Bülent Tezcan'dan Binali Yıldırım'a istifa çağrısı

Bülent Tezcan, 'cennet belgeleri'nde off-shore şirketleri açığa çıkan Binali Yıldırım'ın istifa etmesi gerektiğini söyledi.

Bülent Tezcan'dan Binali Yıldırım'a istifa çağrısı

Tezcan, çocuklarının vergi cennetlerinde şirketleri çıkan Başbakan Binali Yıldırım’ın istifa etmesi gerektiğini söyledi.

Tezcan’ın açıklamasından satırbaşları şöyle:

Dünyanın bir çok basın kuruluşunun ortak incelediği belgelerden dünyadaki bazı meşhur isimlerin off-shore bölgelerinde şirket kurduğunu görüyoruz.

Türkiye bu kara tabloda bayrağı almıştır. Kimin sayesinde? Hükümetin sayesinde. Başbakanın çocuklarının Malta’da şirketleri olduğu ortaya çıktı. 1988’den 2002 yılına kadar toplam cari açık 17 milyar dolar. 2003 yılından 2017 yılına kadar AKP iktidarı dönemindeki toplam cari açık 527 milyar 800 milyon dolar. Bu neyin işareti? AKP iktidarı döneminde Türkiye’nin ciddi biçimde paraya ihtiyacı var.

Bir ülkenin başbakanı böyle bir meselenin duyulduğu andan itibaren yapması gereken tek şey vardır; istifa etmek.

Sizin dünyayı yönetenler olarak vergi cennetlerinde şirketler kurdurmaya ne hakkınız var?

NİTELİKSİZ EĞİTİM İTİRAFI

Eğitim hâlâ ciddi bir sorun olmaya devam ediyor. Bakanın sözleri niteliksizlikte istikrarın tescilidir. Eğitimde AK Parti niteliksizlikte istikrarın dönemi olmuştur. Altı kere sınav sistemini değiştirdiler. Değişmesi gereken tek bir şey var AKP hükümeti. Altı sefer bu değişikliğin sonucunda Türkiye’de hala yüzde 90 okulun niteliksiz olduğunu itiraf eden bir bakan var. 15 yıldır iktidarsınız. 15 yılda ülkeyi tek başına yöneten ve okulların yüzde 90’ını niteliksiz hale getiren bir iktidar var.

AKP Genel Başkanı bir gece “Kaldırın TEOG’u” dedi.
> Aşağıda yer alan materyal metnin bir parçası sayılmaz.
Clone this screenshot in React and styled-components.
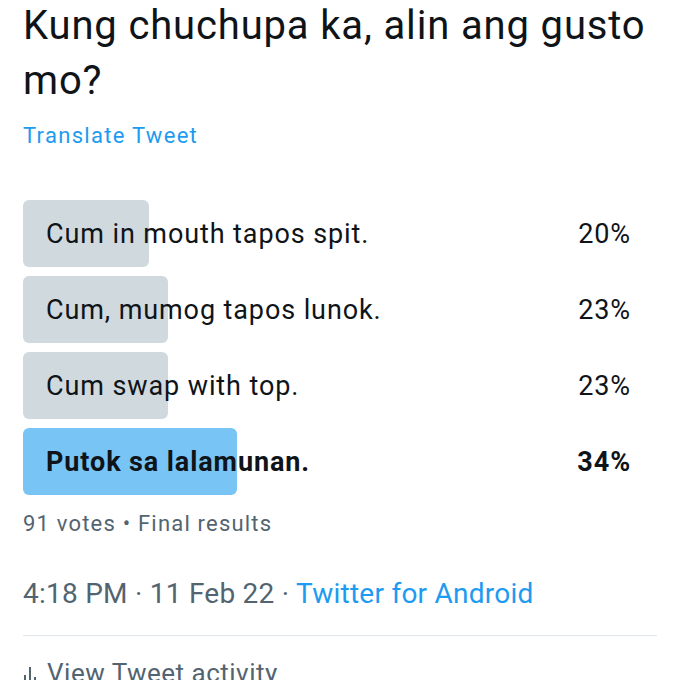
import React from "react";
import styled, { createGlobalStyle } from "styled-components";

const Global = createGlobalStyle`
  html, body {
    margin: 0;
    padding: 0;
    background: #ffffff;
  }
  body {
    font-family: Roboto, "Liberation Sans", sans-serif;
    color: #0f1419;
  }
`;

const Page = styled.div`
  width: 680px;
  height: 680px;
  overflow: hidden;
  box-sizing: border-box;
  padding: 0 23px;
  display: flex;
  flex-direction: column;

  & > * {
    flex-shrink: 0;
  }
`;

const Title = styled.div`
  font-size: 40px;
  line-height: 55px;
  margin-top: -2px;
  letter-spacing: 0.85px;
`;

const Translate = styled.div`
  font-size: 22px;
  line-height: 30px;
  color: #1d9bf0;
  margin-top: 13px;
  letter-spacing: 1.3px;
`;

const Poll = styled.div`
  margin-top: 49px;
  display: flex;
  flex-direction: column;
  gap: 9px;
  width: 630px;
`;

const Option = styled.div`
  position: relative;
  height: 67px;
  display: flex;
  align-items: center;
  justify-content: space-between;
  padding: 0 22px 0 23px;
  font-size: 27px;
  letter-spacing: 0.9px;
  font-weight: ${(p) => (p.$winner ? 700 : 400)};
`;

const Fill = styled.div`
  position: absolute;
  left: 0;
  top: 0;
  bottom: 0;
  border-radius: 6px;
  background: ${(p) => (p.$winner ? "#78c4f5" : "#cfd9de")};
`;

const Label = styled.span`
  position: relative;
`;

const Percent = styled.span`
  position: relative;
`;

const Votes = styled.div`
  margin-top: 16px;
  font-size: 22px;
  letter-spacing: 1.2px;
  color: #536471;
`;

const Meta = styled.div`
  margin-top: 41px;
  font-size: 28px;
  letter-spacing: 0.25px;
  color: #536471;
`;

const Link = styled.span`
  color: #1d9bf0;
`;

const Divider = styled.div`
  margin-top: 25px;
  height: 1px;
  background: #e1e6ea;
  width: 634px;
`;

const Activity = styled.div`
  margin-top: 22px;
  display: flex;
  align-items: center;
  gap: 10px;
  font-size: 26px;
  letter-spacing: 0.5px;
  color: #536471;
`;

const options = [
  { label: "Cum in mouth tapos spit.", pct: 20 },
  { label: "Cum, mumog tapos lunok.", pct: 23 },
  { label: "Cum swap with top.", pct: 23 },
  { label: "Putok sa lalamunan.", pct: 34, winner: true },
];

export default function App() {
  return (
    <Page>
      <Global />
      <Title>Kung chuchupa ka, alin ang gusto mo?</Title>
      <Translate>Translate Tweet</Translate>
      <Poll>
        {options.map((o) => (
          <Option key={o.label} $winner={o.winner}>
            <Fill $winner={o.winner} style={{ width: `${o.pct}%` }} />
            <Label>{o.label}</Label>
            <Percent>{o.pct}%</Percent>
          </Option>
        ))}
      </Poll>
      <Votes>91 votes • Final results</Votes>
      <Meta>
        4:18 PM · 11 Feb 22 · <Link>Twitter for Android</Link>
      </Meta>
      <Divider />
      <Activity>
        <svg width="14" height="24" viewBox="0 0 14 24" fill="none" stroke="#536471" strokeWidth="2">
          <path d="M2 14v8M7 6v16M12 16v6" />
        </svg>
        View Tweet activity
      </Activity>
    </Page>
  );
}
Sınav sistemi değişti. Böyle mi değişir sınav sistemi? Yapılan değişikliklerin hiçbiri eğitimin niteliğini arttırmaya yönelik değildir.

Malta’da şirket sahibi olanın çocuğu ile berberin çocuğu eğitimde eşit fırsatlara sahip olmalıdır.

'BERBEROĞLU DAVASI ATEŞ TOPU OLDU'

İstanbul Milletvekilimiz Enis Berberoğlu ile ilgili yine ilginç bir noktaya geldik. Berberoğlu davası yargının siyasallaşmasının ne tür sonuçlar doğuracağının bir örneğidir. Görüyoruz ki istinaf mahkemesi bozdu, 14. Ağır Ceza Mahkemesine dosyayı gönderdi, Ağır Ceza Mahkemesi ben bu dosyaya bakmıyorum dedi. Enis Berberoğlu davası bir ateş topu oldu, kimse elinde tutmak istemiyor. Bu arada siz top gezdirirken Enis Berberoğlu hapishanede. Anayasa Mahkemesi burada çok açık hukuka aykırılık var diyor. Mahkeme, kendisini istinaf mahkemesinin üzerinde görüyor.

Özel yetkili mahkemelerin yerini özel “imtiyazlı” mahkemeler aldı. Kanunun yapma dediğini yapan bir mahkeme var. Bu mahkeme bu gücü nereden alıyor? Biliyoruz ki bu gücü bu davayı açtıran iradeden alıyor. Şu anda yapılması gereken tek bir iş vardır; derhal Enis Berberoğlu tahliye edilmelidir. Bu çekişmenin kurbanı Enis Berberoğlu olamaz.